[Given instruction]: Transcribe all of the data exactly. Omit the pictures.

[Given information]:
● ● ● ●

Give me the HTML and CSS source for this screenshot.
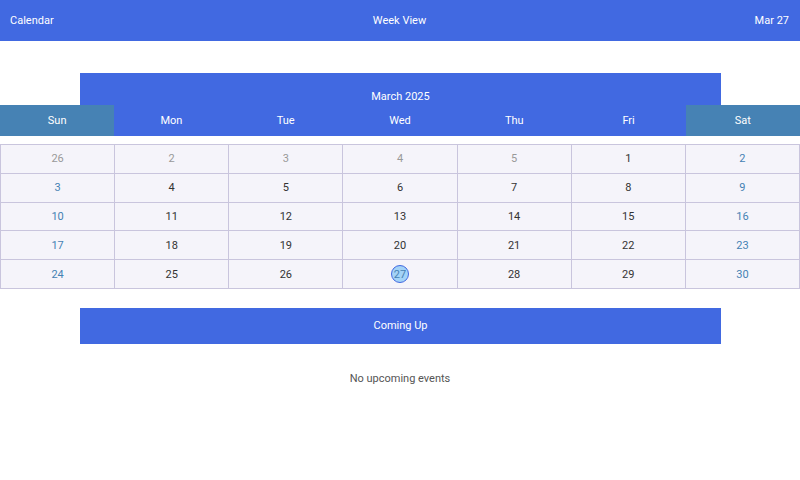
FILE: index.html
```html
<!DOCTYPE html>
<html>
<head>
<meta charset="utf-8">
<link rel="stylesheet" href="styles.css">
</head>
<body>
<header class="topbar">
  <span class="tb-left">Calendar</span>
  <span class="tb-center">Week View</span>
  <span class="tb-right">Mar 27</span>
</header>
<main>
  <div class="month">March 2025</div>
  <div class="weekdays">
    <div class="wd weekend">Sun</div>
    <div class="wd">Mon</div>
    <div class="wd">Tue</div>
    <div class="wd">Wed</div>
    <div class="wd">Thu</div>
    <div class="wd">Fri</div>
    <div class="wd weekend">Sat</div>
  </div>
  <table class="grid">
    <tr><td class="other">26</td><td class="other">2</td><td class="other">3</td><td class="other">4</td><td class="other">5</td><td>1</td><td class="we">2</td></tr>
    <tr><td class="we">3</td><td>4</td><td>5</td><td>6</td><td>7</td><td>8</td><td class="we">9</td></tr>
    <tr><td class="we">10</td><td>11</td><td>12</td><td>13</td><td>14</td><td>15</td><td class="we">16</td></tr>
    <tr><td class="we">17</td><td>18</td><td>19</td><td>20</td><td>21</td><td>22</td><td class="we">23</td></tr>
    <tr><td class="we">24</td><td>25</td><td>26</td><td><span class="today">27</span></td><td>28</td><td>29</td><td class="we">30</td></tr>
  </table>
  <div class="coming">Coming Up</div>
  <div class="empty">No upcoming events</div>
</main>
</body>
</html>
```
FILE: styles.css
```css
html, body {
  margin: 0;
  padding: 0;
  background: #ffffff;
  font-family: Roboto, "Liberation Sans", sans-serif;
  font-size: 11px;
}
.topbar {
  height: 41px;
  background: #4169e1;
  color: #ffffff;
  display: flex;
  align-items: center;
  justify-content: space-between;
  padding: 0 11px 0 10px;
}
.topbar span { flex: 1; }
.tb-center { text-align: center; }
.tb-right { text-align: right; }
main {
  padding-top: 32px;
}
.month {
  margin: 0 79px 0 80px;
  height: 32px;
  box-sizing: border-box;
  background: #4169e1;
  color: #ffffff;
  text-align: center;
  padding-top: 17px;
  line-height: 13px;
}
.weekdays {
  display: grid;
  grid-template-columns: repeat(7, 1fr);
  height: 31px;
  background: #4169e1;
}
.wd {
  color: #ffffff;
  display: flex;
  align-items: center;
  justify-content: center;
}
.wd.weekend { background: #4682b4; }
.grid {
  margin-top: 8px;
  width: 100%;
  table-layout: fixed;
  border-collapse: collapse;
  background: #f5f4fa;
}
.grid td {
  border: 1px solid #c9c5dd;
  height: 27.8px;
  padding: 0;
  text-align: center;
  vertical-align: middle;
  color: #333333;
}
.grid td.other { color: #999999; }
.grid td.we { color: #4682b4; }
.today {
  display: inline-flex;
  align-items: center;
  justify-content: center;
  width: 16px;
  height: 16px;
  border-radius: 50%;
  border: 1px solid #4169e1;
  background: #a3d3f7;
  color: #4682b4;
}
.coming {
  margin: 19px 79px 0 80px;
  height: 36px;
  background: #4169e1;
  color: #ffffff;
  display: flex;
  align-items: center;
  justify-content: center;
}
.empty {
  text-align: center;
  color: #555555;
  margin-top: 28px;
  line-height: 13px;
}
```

● ● ● ●

[Task result]:
Give me the HTML and CSS source for this screenshot.
FILE: index.html
```html
<!DOCTYPE html>
<html>
<head>
<meta charset="utf-8">
<link rel="stylesheet" href="styles.css">
</head>
<body>
<header class="topbar">
  <span class="tb-left">Calendar</span>
  <span class="tb-center">Week View</span>
  <span class="tb-right">Mar 27</span>
</header>
<main>
  <div class="month">March 2025</div>
  <div class="weekdays">
    <div class="wd weekend">Sun</div>
    <div class="wd">Mon</div>
    <div class="wd">Tue</div>
    <div class="wd">Wed</div>
    <div class="wd">Thu</div>
    <div class="wd">Fri</div>
    <div class="wd weekend">Sat</div>
  </div>
  <table class="grid">
    <tr><td class="other">26</td><td class="other">2</td><td class="other">3</td><td class="other">4</td><td class="other">5</td><td>1</td><td class="we">2</td></tr>
    <tr><td class="we">3</td><td>4</td><td>5</td><td>6</td><td>7</td><td>8</td><td class="we">9</td></tr>
    <tr><td class="we">10</td><td>11</td><td>12</td><td>13</td><td>14</td><td>15</td><td class="we">16</td></tr>
    <tr><td class="we">17</td><td>18</td><td>19</td><td>20</td><td>21</td><td>22</td><td class="we">23</td></tr>
    <tr><td class="we">24</td><td>25</td><td>26</td><td><span class="today">27</span></td><td>28</td><td>29</td><td class="we">30</td></tr>
  </table>
  <div class="coming">Coming Up</div>
  <div class="empty">No upcoming events</div>
</main>
</body>
</html>
```
FILE: styles.css
```css
html, body {
  margin: 0;
  padding: 0;
  background: #ffffff;
  font-family: Roboto, "Liberation Sans", sans-serif;
  font-size: 11px;
}
.topbar {
  height: 41px;
  background: #4169e1;
  color: #ffffff;
  display: flex;
  align-items: center;
  justify-content: space-between;
  padding: 0 11px 0 10px;
}
.topbar span { flex: 1; }
.tb-center { text-align: center; }
.tb-right { text-align: right; }
main {
  padding-top: 32px;
}
.month {
  margin: 0 79px 0 80px;
  height: 32px;
  box-sizing: border-box;
  background: #4169e1;
  color: #ffffff;
  text-align: center;
  padding-top: 17px;
  line-height: 13px;
}
.weekdays {
  display: grid;
  grid-template-columns: repeat(7, 1fr);
  height: 31px;
  background: #4169e1;
}
.wd {
  color: #ffffff;
  display: flex;
  align-items: center;
  justify-content: center;
}
.wd.weekend { background: #4682b4; }
.grid {
  margin-top: 8px;
  width: 100%;
  table-layout: fixed;
  border-collapse: collapse;
  background: #f5f4fa;
}
.grid td {
  border: 1px solid #c9c5dd;
  height: 27.8px;
  padding: 0;
  text-align: center;
  vertical-align: middle;
  color: #333333;
}
.grid td.other { color: #999999; }
.grid td.we { color: #4682b4; }
.today {
  display: inline-flex;
  align-items: center;
  justify-content: center;
  width: 16px;
  height: 16px;
  border-radius: 50%;
  border: 1px solid #4169e1;
  background: #a3d3f7;
  color: #4682b4;
}
.coming {
  margin: 19px 79px 0 80px;
  height: 36px;
  background: #4169e1;
  color: #ffffff;
  display: flex;
  align-items: center;
  justify-content: center;
}
.empty {
  text-align: center;
  color: #555555;
  margin-top: 28px;
  line-height: 13px;
}
```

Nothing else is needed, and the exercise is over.